##### DATA ENTRIES

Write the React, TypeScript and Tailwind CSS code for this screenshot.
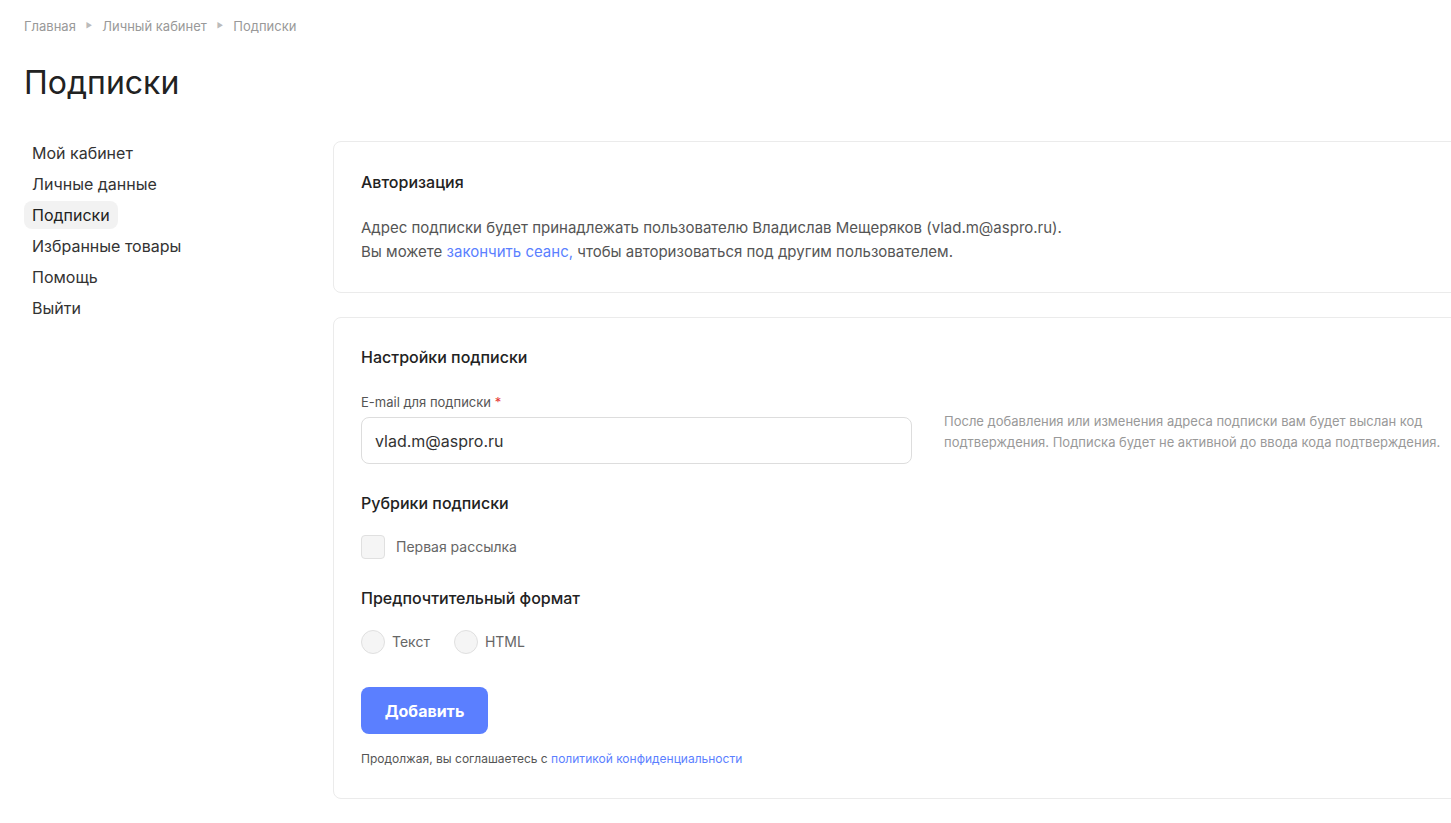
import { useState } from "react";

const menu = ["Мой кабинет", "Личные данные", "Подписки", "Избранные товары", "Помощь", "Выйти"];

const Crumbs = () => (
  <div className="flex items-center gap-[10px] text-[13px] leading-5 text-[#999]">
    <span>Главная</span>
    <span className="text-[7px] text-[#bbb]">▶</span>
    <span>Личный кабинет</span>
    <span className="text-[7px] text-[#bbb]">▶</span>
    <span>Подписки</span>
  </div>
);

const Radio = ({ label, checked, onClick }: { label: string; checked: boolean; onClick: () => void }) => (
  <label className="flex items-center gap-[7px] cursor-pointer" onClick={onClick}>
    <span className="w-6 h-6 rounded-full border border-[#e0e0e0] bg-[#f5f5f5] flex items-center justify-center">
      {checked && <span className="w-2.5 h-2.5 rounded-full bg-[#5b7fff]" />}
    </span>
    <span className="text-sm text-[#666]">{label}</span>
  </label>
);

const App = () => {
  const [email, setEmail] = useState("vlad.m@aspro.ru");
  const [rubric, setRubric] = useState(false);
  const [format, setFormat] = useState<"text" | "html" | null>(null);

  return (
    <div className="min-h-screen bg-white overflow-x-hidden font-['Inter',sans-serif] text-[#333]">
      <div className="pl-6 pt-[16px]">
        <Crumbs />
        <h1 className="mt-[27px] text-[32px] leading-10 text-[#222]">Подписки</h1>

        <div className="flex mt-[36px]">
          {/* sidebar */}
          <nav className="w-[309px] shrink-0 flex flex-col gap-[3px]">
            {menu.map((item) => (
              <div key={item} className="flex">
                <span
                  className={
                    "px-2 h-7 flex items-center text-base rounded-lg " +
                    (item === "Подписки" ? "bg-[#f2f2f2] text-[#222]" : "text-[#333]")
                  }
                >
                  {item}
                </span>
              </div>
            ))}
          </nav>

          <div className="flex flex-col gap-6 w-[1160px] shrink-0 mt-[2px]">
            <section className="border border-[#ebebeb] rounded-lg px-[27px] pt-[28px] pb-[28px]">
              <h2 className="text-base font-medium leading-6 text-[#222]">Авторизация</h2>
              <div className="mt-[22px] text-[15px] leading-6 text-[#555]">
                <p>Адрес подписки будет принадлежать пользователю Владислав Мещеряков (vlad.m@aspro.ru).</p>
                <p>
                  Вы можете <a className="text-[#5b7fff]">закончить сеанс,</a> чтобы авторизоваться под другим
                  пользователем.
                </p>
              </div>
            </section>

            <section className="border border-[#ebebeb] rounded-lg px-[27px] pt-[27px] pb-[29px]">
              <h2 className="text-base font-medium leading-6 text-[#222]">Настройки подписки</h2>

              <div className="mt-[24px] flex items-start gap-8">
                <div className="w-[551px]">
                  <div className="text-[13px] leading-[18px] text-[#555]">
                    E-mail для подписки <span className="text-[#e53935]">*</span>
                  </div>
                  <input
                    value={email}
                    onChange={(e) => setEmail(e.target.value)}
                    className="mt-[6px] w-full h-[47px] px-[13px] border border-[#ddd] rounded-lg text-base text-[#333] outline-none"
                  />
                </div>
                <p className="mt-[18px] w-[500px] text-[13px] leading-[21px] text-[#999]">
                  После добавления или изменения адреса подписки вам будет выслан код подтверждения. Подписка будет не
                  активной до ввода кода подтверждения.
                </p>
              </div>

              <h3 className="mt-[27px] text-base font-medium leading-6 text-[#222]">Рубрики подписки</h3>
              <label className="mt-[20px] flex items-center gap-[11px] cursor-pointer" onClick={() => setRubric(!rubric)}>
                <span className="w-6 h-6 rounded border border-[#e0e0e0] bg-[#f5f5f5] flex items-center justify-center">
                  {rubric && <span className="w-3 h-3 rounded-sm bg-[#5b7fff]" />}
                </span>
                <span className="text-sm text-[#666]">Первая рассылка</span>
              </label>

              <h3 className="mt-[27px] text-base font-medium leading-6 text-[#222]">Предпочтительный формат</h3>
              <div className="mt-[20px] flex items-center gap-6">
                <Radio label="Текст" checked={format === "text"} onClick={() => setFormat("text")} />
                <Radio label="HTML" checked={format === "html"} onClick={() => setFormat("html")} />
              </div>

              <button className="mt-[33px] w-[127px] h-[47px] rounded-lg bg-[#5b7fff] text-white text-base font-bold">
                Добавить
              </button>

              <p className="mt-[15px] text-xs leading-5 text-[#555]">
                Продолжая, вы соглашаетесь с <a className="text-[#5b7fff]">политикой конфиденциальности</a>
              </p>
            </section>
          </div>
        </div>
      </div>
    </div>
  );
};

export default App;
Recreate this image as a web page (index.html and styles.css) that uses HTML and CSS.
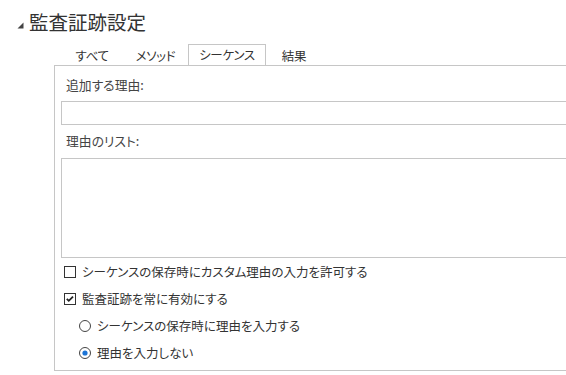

##########

CHALLENGE
Skip the pictures and print each record exactly as it stands.

ANSWER FOR THE TASK
Write the React, TypeScript and Tailwind CSS code for this screenshot.
import { useState } from "react";

const menu = ["Мой кабинет", "Личные данные", "Подписки", "Избранные товары", "Помощь", "Выйти"];

const Crumbs = () => (
  <div className="flex items-center gap-[10px] text-[13px] leading-5 text-[#999]">
    <span>Главная</span>
    <span className="text-[7px] text-[#bbb]">▶</span>
    <span>Личный кабинет</span>
    <span className="text-[7px] text-[#bbb]">▶</span>
    <span>Подписки</span>
  </div>
);

const Radio = ({ label, checked, onClick }: { label: string; checked: boolean; onClick: () => void }) => (
  <label className="flex items-center gap-[7px] cursor-pointer" onClick={onClick}>
    <span className="w-6 h-6 rounded-full border border-[#e0e0e0] bg-[#f5f5f5] flex items-center justify-center">
      {checked && <span className="w-2.5 h-2.5 rounded-full bg-[#5b7fff]" />}
    </span>
    <span className="text-sm text-[#666]">{label}</span>
  </label>
);

const App = () => {
  const [email, setEmail] = useState("vlad.m@aspro.ru");
  const [rubric, setRubric] = useState(false);
  const [format, setFormat] = useState<"text" | "html" | null>(null);

  return (
    <div className="min-h-screen bg-white overflow-x-hidden font-['Inter',sans-serif] text-[#333]">
      <div className="pl-6 pt-[16px]">
        <Crumbs />
        <h1 className="mt-[27px] text-[32px] leading-10 text-[#222]">Подписки</h1>

        <div className="flex mt-[36px]">
          {/* sidebar */}
          <nav className="w-[309px] shrink-0 flex flex-col gap-[3px]">
            {menu.map((item) => (
              <div key={item} className="flex">
                <span
                  className={
                    "px-2 h-7 flex items-center text-base rounded-lg " +
                    (item === "Подписки" ? "bg-[#f2f2f2] text-[#222]" : "text-[#333]")
                  }
                >
                  {item}
                </span>
              </div>
            ))}
          </nav>

          <div className="flex flex-col gap-6 w-[1160px] shrink-0 mt-[2px]">
            <section className="border border-[#ebebeb] rounded-lg px-[27px] pt-[28px] pb-[28px]">
              <h2 className="text-base font-medium leading-6 text-[#222]">Авторизация</h2>
              <div className="mt-[22px] text-[15px] leading-6 text-[#555]">
                <p>Адрес подписки будет принадлежать пользователю Владислав Мещеряков (vlad.m@aspro.ru).</p>
                <p>
                  Вы можете <a className="text-[#5b7fff]">закончить сеанс,</a> чтобы авторизоваться под другим
                  пользователем.
                </p>
              </div>
            </section>

            <section className="border border-[#ebebeb] rounded-lg px-[27px] pt-[27px] pb-[29px]">
              <h2 className="text-base font-medium leading-6 text-[#222]">Настройки подписки</h2>

              <div className="mt-[24px] flex items-start gap-8">
                <div className="w-[551px]">
                  <div className="text-[13px] leading-[18px] text-[#555]">
                    E-mail для подписки <span className="text-[#e53935]">*</span>
                  </div>
                  <input
                    value={email}
                    onChange={(e) => setEmail(e.target.value)}
                    className="mt-[6px] w-full h-[47px] px-[13px] border border-[#ddd] rounded-lg text-base text-[#333] outline-none"
                  />
                </div>
                <p className="mt-[18px] w-[500px] text-[13px] leading-[21px] text-[#999]">
                  После добавления или изменения адреса подписки вам будет выслан код подтверждения. Подписка будет не
                  активной до ввода кода подтверждения.
                </p>
              </div>

              <h3 className="mt-[27px] text-base font-medium leading-6 text-[#222]">Рубрики подписки</h3>
              <label className="mt-[20px] flex items-center gap-[11px] cursor-pointer" onClick={() => setRubric(!rubric)}>
                <span className="w-6 h-6 rounded border border-[#e0e0e0] bg-[#f5f5f5] flex items-center justify-center">
                  {rubric && <span className="w-3 h-3 rounded-sm bg-[#5b7fff]" />}
                </span>
                <span className="text-sm text-[#666]">Первая рассылка</span>
              </label>

              <h3 className="mt-[27px] text-base font-medium leading-6 text-[#222]">Предпочтительный формат</h3>
              <div className="mt-[20px] flex items-center gap-6">
                <Radio label="Текст" checked={format === "text"} onClick={() => setFormat("text")} />
                <Radio label="HTML" checked={format === "html"} onClick={() => setFormat("html")} />
              </div>

              <button className="mt-[33px] w-[127px] h-[47px] rounded-lg bg-[#5b7fff] text-white text-base font-bold">
                Добавить
              </button>

              <p className="mt-[15px] text-xs leading-5 text-[#555]">
                Продолжая, вы соглашаетесь с <a className="text-[#5b7fff]">политикой конфиденциальности</a>
              </p>
            </section>
          </div>
        </div>
      </div>
    </div>
  );
};

export default App;
Recreate this image as a web page (index.html and styles.css) that uses HTML and CSS.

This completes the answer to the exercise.